WashingtonApril 26, 2010


Freedom House is dismayed with the Kazakhstani Supreme Court’s decision not to re-consider the case of prominent human rights activist Yevgeniy Zhovtis.


“Freedom House is deeply troubled by the decision of the court not to review Yevgeniy Zhovtis’s case,” said Jennifer Windsor, executive director at Freedom House. “The Kazakh government had the opportunity to demonstrate its respect and commitment to the standards set in the OSCE Copenhagen Declaration and ICCPR by providing due process for Zhovtis. Unfortunately, they failed to do so.”


In July, a car driven by Zhovtis struck and killed Kanat Moldabayev, who was walking down the middle of a dark highway at night. According to the investigation, Zhovtis was neither speeding nor intoxicated.

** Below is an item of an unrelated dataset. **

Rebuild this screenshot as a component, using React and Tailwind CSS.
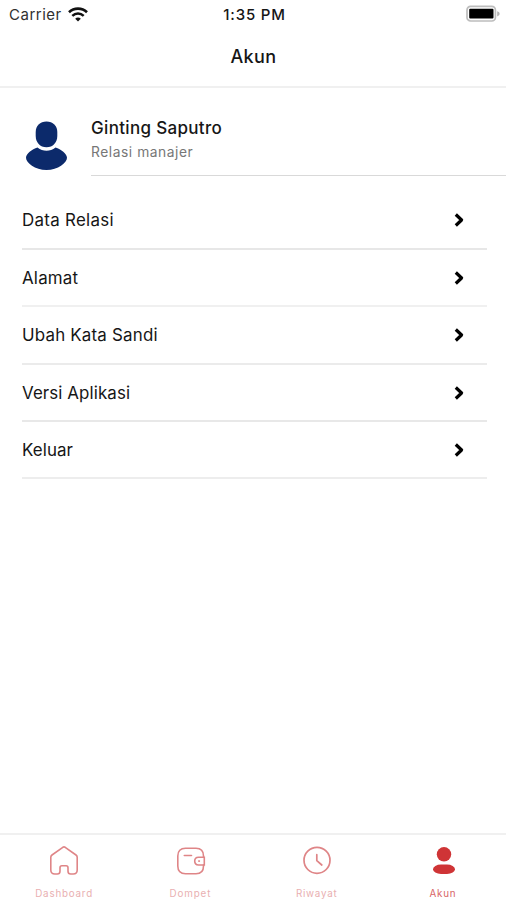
import React from "react";

const MENU = [
  { label: "Data Relasi", size: "h-[58px] border-[#e7e7e7]", track: "tracking-[0.3px]" },
  { label: "Alamat", size: "h-[57px] pt-px border-[#f0f0f0]", track: "tracking-[0.2px]" },
  { label: "Ubah Kata Sandi", size: "h-[58px] border-[#ebebeb]", track: "tracking-[0.2px]" },
  { label: "Versi Aplikasi", size: "h-[57px] border-[#e8e8e8]", track: "tracking-[0.1px]" },
  { label: "Keluar", size: "h-[57px] pt-px border-[#ededed]", track: "tracking-[0.1px]" },
];

function WifiIcon() {
  return (
    <svg width="20" height="15" viewBox="0 0 20 15" fill="none" stroke="#111" className="-mt-[2px] ml-[6px]">
      <path d="M1 5.2C6 .4 14 .4 19 5.2" strokeWidth="2.6" />
      <path d="M4.3 8.8c3.3-3.1 8.1-3.1 11.4 0" strokeWidth="2.5" />
      <path d="M10 14.4l-2.800-2.700c1.600-1.500 4-1.500 5.600 0z" fill="#111" stroke="none" />
    </svg>
  );
}

function BatteryIcon() {
  return (
    <svg width="34" height="18" viewBox="0 0 34 18" fill="none" className="-mt-[2px]">
      <rect x="1" y="1.400" width="28.400" height="14.600" rx="3.600" stroke="#bdbdbd" strokeWidth="1.700" />
      <rect x="3.200" y="3.800" width="24.300" height="9.800" rx="1" fill="#000" />
      <path d="M31.200 6.200c1.800.6 2.400 1.500 2.400 2.600s-.6 2-2.400 2.600z" fill="#b4b4b4" />
    </svg>
  );
}

function AvatarIcon() {
  return (
    <svg width="42" height="50" viewBox="0 0 42 50" fill="#0c2a6b">
      <path d="M20.500 .5C27 .5 31.300 5 31.300 11v4C31.300 21.300 27 26.300 20.500 26.300S9.700 21.300 9.700 15V11C9.700 5 14 .5 20.500 .5z" />
      <path d="M11.500 26.500c5.500 4.400 12.500 4.400 18 0C35 28 41 33 41 36.800c0 5-9 12.200-20.500 12.200S0 41.800 0 36.800c0-3.800 6-8.800 11.500-10.300z" />
    </svg>
  );
}

function Chevron() {
  return (
    <svg width="11" height="16" viewBox="0 0 11 16" fill="none" stroke="#000" strokeWidth="3.200" strokeLinejoin="round">
      <path d="M1.800 2.500L7.600 8l-5.800 5.500" />
    </svg>
  );
}

function HomeIcon() {
  return (
    <svg width="32" height="32" viewBox="0 0 32 32" fill="none" stroke="#df8587" strokeWidth="1.600" strokeLinejoin="round">
      <path d="M2.800 12.300c0-1 .4-1.700 1.200-2.300L14.800 2.300c.8-.5 1.600-.5 2.400 0L28 10c.8.6 1.200 1.300 1.200 2.300V25c0 2.700-1.500 4-4 4h-2.500c-1.700 0-2.700-1-2.700-2.700v-3.600c0-1.200-.7-1.900-1.900-1.900h-4.200c-1.200 0-1.900.7-1.900 1.900v3.600c0 1.700-1 2.700-2.700 2.700H6.800c-2.500 0-4-1.300-4-4z" />
    </svg>
  );
}

function WalletIcon() {
  return (
    <svg width="32" height="32" viewBox="0 0 32 32" fill="none" stroke="#df8587" strokeWidth="1.600" strokeLinecap="round" className="translate-x-px">
      <path d="M28.500 20v1c0 5-2.500 7.800-7.500 7.800H10.500c-5 0-7.700-2.800-7.700-7.800V11c0-5 2.700-7.700 7.700-7.700H21c5 0 7.500 2.700 7.500 7.700v1" />
      <path d="M29.300 12.200H23.500c-2.500 0-3.800 1.700-3.800 3.900s1.300 3.900 3.800 3.900h5.800zM23.800 16.100h.6M9.300 10.500h7.200" />
    </svg>
  );
}

function ClockIcon() {
  return (
    <svg width="32" height="32" viewBox="0 0 32 32" fill="none" stroke="#df8587" strokeWidth="1.700" strokeLinecap="round" strokeLinejoin="round">
      <circle cx="16" cy="15.300" r="13" />
      <path d="M15.800 9.700v6l5 4.300" />
    </svg>
  );
}

function AccountIcon() {
  return (
    <svg width="32" height="32" viewBox="0 0 32 32" fill="#cf3436" className="translate-x-px">
      <circle cx="16" cy="9.300" r="7.200" />
      <rect x="5" y="19.500" width="22" height="9.400" rx="8" ry="4.700" />
    </svg>
  );
}

const TABS = [
  { label: "Dashboard", Icon: HomeIcon, style: "text-[#e9afb1] tracking-[0.8px]" },
  { label: "Dompet", Icon: WalletIcon, style: "text-[#e9afb1] tracking-[0.9px]" },
  { label: "Riwayat", Icon: ClockIcon, style: "text-[#e9afb1] tracking-[0.75px]" },
  { label: "Akun", Icon: AccountIcon, style: "text-[#d86466] tracking-[0.7px]" },
];

export default function App() {
  return (
    <div className="flex h-[900px] w-[506px] flex-col overflow-hidden bg-white font-['Inter','Liberation_Sans',sans-serif] text-[#161616]">
      <header className="h-[88px] shrink-0 border-b-2 border-[#f0f0f0]">
        <div className="grid h-7 grid-cols-3 items-center pl-[9px] pr-[6px] pt-px">
          <div className="flex items-center pt-px text-[15px] tracking-[0.5px] text-[#303030]">
            Carrier
            <WifiIcon />
          </div>
          <div className="pt-px text-center text-[15px] font-medium tracking-[0.8px]">1:35 PM</div>
          <div className="flex justify-end">
            <BatteryIcon />
          </div>
        </div>
        <h1 className="flex h-[56px] items-center justify-center pl-px text-[18px] font-medium tracking-[0.4px]">Akun</h1>
      </header>

      <section className="flex h-[88px] shrink-0">
        <div className="w-[91px] pl-[26px] pt-[33px]">
          <AvatarIcon />
        </div>
        <div className="flex-1 border-b border-[#d9d9d9] pt-7">
          <div className="text-[17px] font-medium leading-6 tracking-[0.32px]">Ginting Saputro</div>
          <div className="text-[13.800px] leading-6 tracking-[0.55px] text-[#777]">Relasi manajer</div>
        </div>
      </section>

      <ul className="ml-[22px] mr-[19px] mt-4 flex-1">
        {MENU.map(({ label, size, track }) => (
          <li key={label} className={`flex items-center justify-between border-b-2 pr-[22px] text-[16.900px] ${size} ${track}`}>
            <span className="pt-[2px]">{label}</span>
            <Chevron />
          </li>
        ))}
      </ul>

      <nav className="grid h-[67px] shrink-0 grid-cols-4 border-t-2 border-[#f0f0f0] pl-px">
        {TABS.map(({ label, Icon, style }) => (
          <div key={label} className="flex flex-col items-center pt-[10px]">
            <Icon />
            <span className={`mt-[11px] text-[9.800px] leading-3 ${style}`}>{label}</span>
          </div>
        ))}
      </nav>
    </div>
  );
}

On September 3, 2009, Zhovtis was sentenced to four years in prison.   International observers at the trial noted numerous breaches of legal procedure, including the court’s issuing an 11-page judgment in fifteen minutes.


Kazakhstan is currently Chairman-in-Office of the OSCE. Persistent concerns have been raised by Participating States regarding this case at the OSCE Permanent Council.  

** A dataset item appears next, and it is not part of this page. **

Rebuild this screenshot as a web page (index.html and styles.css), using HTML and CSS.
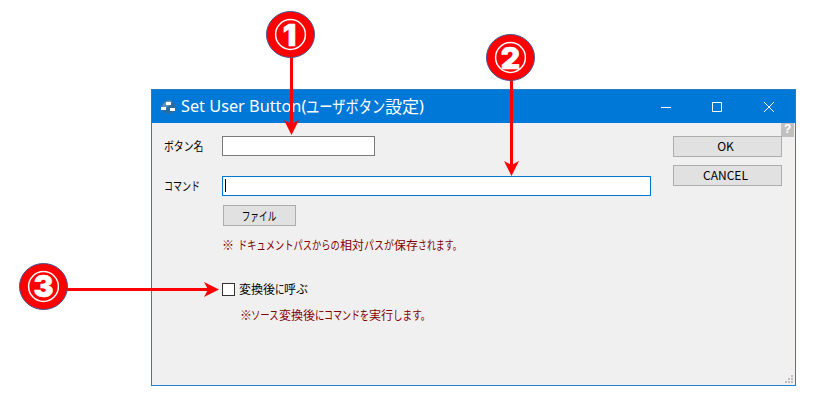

“A miscarriage of justice in this case is particularly troubling in view of Kazakhstan’s responsibility to lead by example as the head of the OSCE this year,” said Sam Patten, senior program manager for Eurasia at Freedom House. “This recent court decision suggests that Kazakhstan is not willing to abide by the fundamental values of the organization it chairs.”


Kazakhstan is ranked Not Free Freedom in the World 2010, Freedom House’s annual survey of political rights and civil liberties, and Not Free in the Freedom of the Press 2009.